Geographic free movement is a different prospect and, unsurprisingly, generating rising interest at Westminster.
There is now a regional government infrastructure in Britain. Scotland, Wales and Northern Ireland have devolved government. London and Bristol have Mayoral administrations. Manchester, Birmingham and Liverpool are about to elect metro-Mayors.
If national government pushed the decision down to the regional and local administrations – to opt-in to free movement with some associated single market advantages for these regions – there would be a democratic mandate and local control over decision-making.
Regions that were hostile to migration could simply not opt-in to any free movement scheme.
London and Scotland would instantly sign-up – Sadiq Khan and Nicola Sturgeon have said as much already. The economic consequences for Manchester, Birmingham, Liverpool and England’s other major cities being wholly outside of the single market while London and Scotland were at least partially inside would likely be untenable in the long run.
Ultimately, almost all major population centres would either have to opt-in or face the consequences of jobs and investment flowing to their more European neighbours.
In this scenario, the numbers of EU migrants in the UK would be roughly the same as today but the decisions would have been made by local politicians, accountable to their local electors. The argument on sovereignty, used against free movement at the referendum would be reversed.
It would be the core of a case in favour of reformed free movement and allow central government to absolve itself of responsibility for the specific choices made except to say that Britain had retaken democratic control over migration.
A beneficial corollary would also be that the case for a second independence referendum in Scotland would be fatally undermined if it remained largely within the single market.
From an EU perspective, such a regional approach would make a certain sense. Within the EU there is a strong regionalist tier of governance. For example, the Committee of Regions gives 350 regions and cities a say in the EU’s legislative process.
Practically, a system of regional work visas is also reasonably well understood. Australia and Canada have a comparable system and immigration specialists at PwC have drawn up detailed plans for how it might work in the UK.
For Michel Barnier, he could get more than he currently expects on free movement.

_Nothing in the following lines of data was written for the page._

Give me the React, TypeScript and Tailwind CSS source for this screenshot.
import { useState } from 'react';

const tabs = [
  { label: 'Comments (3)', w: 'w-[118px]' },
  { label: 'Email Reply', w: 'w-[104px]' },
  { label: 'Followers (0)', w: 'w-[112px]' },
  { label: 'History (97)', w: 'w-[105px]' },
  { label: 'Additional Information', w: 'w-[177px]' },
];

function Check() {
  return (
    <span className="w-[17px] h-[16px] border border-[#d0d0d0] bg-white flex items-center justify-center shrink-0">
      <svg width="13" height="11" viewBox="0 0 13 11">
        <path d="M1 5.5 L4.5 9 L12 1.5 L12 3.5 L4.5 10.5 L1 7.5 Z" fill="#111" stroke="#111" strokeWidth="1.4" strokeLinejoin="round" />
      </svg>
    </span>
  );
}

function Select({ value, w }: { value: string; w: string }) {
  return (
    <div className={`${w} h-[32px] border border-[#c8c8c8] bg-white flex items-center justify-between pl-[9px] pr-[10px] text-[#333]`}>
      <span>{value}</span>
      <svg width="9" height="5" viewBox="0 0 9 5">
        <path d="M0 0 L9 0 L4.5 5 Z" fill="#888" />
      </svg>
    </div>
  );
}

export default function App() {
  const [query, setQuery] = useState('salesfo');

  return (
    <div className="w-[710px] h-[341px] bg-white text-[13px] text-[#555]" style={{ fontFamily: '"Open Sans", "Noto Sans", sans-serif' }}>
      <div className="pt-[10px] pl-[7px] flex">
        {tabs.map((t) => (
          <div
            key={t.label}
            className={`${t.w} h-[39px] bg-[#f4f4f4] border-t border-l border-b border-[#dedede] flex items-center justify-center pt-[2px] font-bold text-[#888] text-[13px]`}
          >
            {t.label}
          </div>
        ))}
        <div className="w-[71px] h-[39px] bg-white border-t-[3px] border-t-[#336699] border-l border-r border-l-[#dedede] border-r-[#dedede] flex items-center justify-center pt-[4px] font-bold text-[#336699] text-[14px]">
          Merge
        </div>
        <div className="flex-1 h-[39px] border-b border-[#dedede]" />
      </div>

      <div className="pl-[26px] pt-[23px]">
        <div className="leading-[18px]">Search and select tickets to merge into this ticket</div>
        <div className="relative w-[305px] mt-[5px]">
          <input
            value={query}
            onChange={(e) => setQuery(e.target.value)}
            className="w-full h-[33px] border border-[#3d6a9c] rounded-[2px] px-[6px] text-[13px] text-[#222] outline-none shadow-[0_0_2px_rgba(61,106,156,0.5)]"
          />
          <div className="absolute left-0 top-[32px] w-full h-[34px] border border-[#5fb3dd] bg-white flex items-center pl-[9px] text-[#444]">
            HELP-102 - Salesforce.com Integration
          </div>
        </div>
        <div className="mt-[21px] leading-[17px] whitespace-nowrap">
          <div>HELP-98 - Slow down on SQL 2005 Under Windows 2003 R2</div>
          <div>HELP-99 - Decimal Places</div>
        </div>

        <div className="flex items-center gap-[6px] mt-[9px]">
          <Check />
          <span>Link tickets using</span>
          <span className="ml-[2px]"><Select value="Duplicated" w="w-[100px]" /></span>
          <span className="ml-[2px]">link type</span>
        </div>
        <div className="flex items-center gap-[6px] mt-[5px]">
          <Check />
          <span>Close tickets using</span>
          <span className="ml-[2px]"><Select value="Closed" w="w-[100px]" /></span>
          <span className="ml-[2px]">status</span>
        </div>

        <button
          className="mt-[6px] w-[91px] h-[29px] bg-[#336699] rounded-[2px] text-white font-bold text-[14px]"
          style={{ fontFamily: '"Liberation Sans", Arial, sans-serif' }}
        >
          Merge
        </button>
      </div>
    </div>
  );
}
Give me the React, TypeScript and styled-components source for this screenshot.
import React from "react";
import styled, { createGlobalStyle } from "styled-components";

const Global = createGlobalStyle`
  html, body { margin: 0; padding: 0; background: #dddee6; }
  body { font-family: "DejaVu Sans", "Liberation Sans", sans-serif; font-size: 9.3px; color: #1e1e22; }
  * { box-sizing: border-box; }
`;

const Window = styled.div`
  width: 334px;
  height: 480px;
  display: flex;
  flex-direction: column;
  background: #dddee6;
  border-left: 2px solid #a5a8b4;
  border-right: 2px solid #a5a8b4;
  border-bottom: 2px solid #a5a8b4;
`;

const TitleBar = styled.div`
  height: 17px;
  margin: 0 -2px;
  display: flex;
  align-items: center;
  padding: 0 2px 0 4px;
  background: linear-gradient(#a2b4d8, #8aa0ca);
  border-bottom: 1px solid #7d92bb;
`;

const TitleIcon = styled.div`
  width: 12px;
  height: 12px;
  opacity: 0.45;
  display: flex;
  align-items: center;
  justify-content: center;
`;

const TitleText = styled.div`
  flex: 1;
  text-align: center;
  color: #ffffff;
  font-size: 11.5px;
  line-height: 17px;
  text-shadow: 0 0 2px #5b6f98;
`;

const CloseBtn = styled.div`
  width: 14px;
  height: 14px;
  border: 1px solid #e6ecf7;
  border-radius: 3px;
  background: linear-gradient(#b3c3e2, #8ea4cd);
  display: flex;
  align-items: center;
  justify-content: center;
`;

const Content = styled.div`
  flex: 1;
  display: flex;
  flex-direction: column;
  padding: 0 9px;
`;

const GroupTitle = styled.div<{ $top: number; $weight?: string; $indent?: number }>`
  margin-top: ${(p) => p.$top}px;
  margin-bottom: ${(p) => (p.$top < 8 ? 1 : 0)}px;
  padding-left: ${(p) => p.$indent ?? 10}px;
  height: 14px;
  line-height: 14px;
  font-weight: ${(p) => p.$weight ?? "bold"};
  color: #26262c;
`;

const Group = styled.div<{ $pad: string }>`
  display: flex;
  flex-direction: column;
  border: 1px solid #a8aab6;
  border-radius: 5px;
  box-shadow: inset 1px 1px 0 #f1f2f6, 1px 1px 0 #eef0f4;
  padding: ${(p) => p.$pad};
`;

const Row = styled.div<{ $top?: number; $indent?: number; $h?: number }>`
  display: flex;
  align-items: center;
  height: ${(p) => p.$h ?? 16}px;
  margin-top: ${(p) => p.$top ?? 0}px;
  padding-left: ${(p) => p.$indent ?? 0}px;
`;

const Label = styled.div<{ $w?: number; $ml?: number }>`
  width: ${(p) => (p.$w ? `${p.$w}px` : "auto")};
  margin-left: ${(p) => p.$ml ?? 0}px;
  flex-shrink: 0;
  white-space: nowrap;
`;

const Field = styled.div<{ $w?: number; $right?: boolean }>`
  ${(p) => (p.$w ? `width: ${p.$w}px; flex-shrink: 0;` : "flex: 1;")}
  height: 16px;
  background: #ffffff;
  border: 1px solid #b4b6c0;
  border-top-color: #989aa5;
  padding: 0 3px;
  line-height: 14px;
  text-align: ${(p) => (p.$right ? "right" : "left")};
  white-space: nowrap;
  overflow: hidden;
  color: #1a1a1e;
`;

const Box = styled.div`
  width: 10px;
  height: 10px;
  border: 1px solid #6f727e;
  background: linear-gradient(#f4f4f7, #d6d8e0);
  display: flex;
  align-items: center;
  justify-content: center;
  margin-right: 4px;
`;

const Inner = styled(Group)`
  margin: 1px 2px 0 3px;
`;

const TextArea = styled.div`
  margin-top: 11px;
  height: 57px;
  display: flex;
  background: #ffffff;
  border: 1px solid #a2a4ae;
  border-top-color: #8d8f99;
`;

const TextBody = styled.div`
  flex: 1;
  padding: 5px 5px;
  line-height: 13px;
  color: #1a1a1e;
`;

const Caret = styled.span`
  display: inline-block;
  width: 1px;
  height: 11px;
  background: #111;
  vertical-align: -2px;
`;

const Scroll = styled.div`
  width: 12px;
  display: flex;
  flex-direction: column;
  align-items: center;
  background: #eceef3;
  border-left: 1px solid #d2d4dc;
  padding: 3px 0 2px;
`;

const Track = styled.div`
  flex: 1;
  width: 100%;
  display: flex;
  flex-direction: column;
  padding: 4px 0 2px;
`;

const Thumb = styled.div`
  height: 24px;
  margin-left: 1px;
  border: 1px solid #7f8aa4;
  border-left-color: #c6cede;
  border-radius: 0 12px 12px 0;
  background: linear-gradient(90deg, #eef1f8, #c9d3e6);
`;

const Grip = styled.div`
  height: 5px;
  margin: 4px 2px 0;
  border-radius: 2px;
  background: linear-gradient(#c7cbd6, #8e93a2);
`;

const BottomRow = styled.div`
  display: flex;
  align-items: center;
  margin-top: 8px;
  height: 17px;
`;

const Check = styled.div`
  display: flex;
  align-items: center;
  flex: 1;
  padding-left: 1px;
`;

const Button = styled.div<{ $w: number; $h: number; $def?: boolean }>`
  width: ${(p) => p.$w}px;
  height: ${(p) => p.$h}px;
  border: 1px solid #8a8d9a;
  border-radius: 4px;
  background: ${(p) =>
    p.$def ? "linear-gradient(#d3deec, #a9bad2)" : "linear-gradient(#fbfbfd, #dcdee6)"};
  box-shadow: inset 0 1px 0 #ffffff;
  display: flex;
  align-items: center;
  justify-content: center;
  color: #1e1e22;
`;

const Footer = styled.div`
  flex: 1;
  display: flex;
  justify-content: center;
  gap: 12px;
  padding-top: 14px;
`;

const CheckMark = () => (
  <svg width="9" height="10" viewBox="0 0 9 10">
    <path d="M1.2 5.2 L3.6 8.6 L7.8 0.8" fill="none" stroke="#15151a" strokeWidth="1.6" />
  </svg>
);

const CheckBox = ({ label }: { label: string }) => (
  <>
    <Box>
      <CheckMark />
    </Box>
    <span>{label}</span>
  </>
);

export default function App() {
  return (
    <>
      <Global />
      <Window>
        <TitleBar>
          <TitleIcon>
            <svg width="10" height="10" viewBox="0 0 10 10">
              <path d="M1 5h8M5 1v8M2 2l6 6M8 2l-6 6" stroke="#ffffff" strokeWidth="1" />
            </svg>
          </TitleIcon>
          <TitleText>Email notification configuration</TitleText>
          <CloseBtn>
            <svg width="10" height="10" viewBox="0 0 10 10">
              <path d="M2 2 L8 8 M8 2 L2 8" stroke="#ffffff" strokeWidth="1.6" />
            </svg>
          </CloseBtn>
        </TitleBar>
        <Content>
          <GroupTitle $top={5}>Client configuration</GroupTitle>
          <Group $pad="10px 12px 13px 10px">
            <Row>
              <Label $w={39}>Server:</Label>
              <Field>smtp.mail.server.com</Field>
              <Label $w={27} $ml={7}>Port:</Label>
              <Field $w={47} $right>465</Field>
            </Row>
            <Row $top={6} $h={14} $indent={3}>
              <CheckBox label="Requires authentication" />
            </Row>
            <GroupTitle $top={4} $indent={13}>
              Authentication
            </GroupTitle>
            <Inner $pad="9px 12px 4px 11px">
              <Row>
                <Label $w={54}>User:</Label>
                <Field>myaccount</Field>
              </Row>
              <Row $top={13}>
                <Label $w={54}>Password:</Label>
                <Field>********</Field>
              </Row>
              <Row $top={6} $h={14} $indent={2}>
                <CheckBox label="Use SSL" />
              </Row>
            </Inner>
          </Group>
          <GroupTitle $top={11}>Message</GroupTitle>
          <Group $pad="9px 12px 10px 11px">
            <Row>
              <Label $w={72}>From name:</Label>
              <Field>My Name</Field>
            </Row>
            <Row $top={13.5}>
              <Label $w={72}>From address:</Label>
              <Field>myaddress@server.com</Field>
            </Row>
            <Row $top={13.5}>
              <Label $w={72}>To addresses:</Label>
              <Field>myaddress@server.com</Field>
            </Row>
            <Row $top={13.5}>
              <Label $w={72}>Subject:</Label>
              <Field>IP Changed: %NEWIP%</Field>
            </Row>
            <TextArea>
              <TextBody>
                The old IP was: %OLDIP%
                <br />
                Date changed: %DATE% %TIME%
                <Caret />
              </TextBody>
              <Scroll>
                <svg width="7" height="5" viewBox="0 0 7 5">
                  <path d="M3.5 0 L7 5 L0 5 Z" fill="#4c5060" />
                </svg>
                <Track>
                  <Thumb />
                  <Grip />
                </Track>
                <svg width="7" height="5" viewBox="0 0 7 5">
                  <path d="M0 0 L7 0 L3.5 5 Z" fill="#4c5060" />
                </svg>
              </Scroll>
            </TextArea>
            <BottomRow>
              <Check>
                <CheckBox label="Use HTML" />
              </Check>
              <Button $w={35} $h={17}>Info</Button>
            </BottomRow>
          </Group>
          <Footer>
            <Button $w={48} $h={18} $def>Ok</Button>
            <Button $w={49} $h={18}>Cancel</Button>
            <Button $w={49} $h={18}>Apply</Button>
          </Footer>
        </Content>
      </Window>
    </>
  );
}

If Britain’s cities and regions opted into this type of deal he might be able to say to EU member states that their citizens could retain access to over 80% of the UK labour market.
The Nissan deal is a major turning point in the evolving Brexit drama but not for the reasons reported.
The real story is that by committing to remain in the single market for motor vehicles, the UK government has implicitly accepted that some form of free movement will continue.
And in this context, the development in the past week which could have the biggest impact is the unreported emergence of a geographic approach to reform of free movement, one which balances the imperative of UK control with the EU priority of access.
If the free movement circle could be squared then Britain’s Brexit negotiations would be transformed.